Prioritize Data Freshness vs. Performance Adjust refresh intervals based on how quickly users need to see updated data. For example, an e-commerce product search might require refreshes every 1–5 seconds during peak sales to reflect inventory changes, while a blog platform could use 30-second intervals since content updates are less urgent. However, frequent refreshes create more small segments in the index, increasing merge operations and disk I/O. Tools like Elasticsearch allow tuning this via the refresh_interval setting. If immediate consistency isn’t critical, consider increasing the interval (e.g., 30 seconds) to reduce load. For bulk data ingestion, temporarily disable refreshes and trigger them manually after ingestion to avoid unnecessary overhead.
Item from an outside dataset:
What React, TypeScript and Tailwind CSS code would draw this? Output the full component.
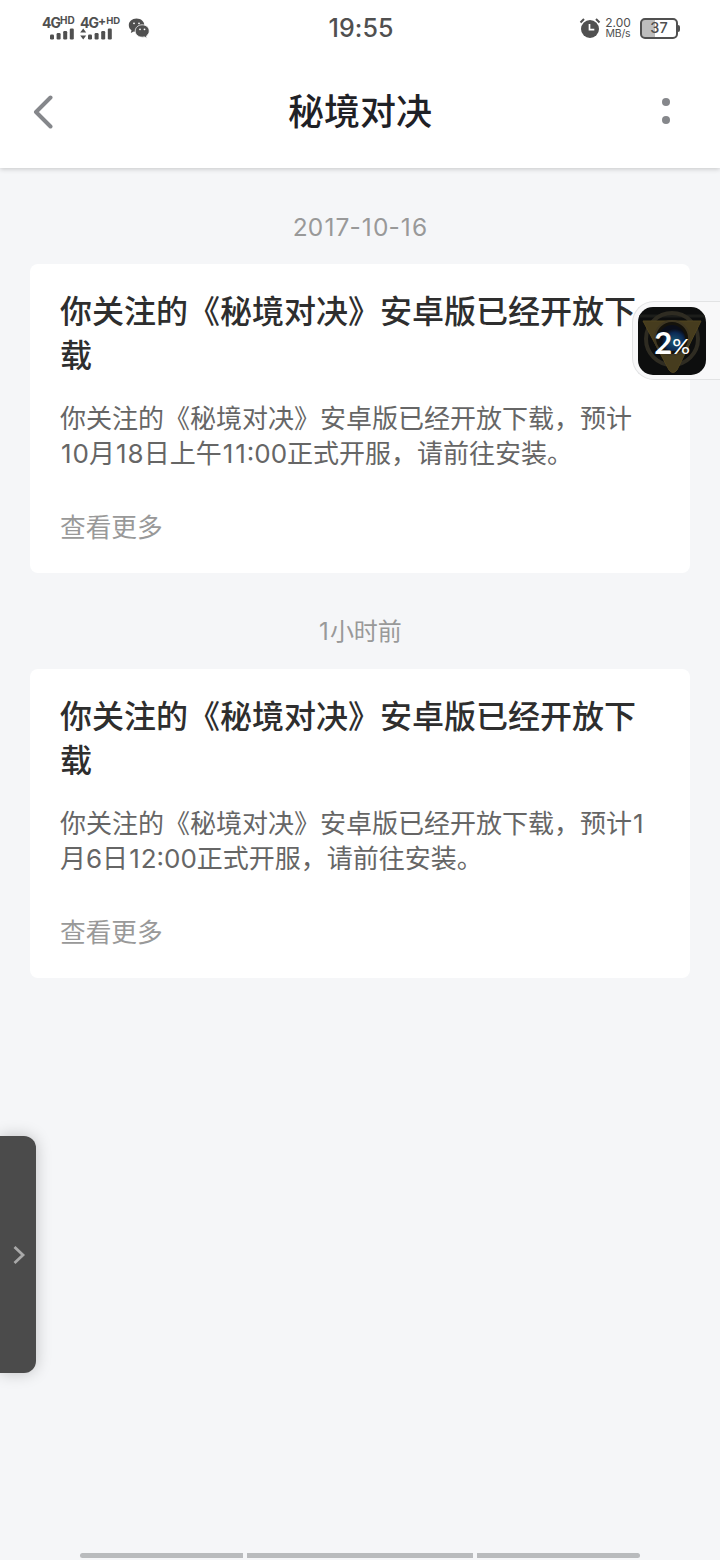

Monitor and Adjust Based on Workload Use monitoring tools to track metrics like indexing latency, query response times, and CPU/memory usage. If queries slow down during heavy indexing, lengthen the refresh interval to reduce contention. For example, a logging system handling 10,000 events per second might start with a 1-second refresh but switch to 10 seconds if resource usage spikes. Test different intervals in staging environments to find the sweet spot. Additionally, combine refresh tuning with other optimizations—like increasing bulk request sizes or using faster storage—to mitigate trade-offs. If your system supports it, offload indexing to a separate node to isolate refresh impacts from query performance. Always document changes and validate them against real-world scenarios to ensure they meet user expectations without degrading reliability.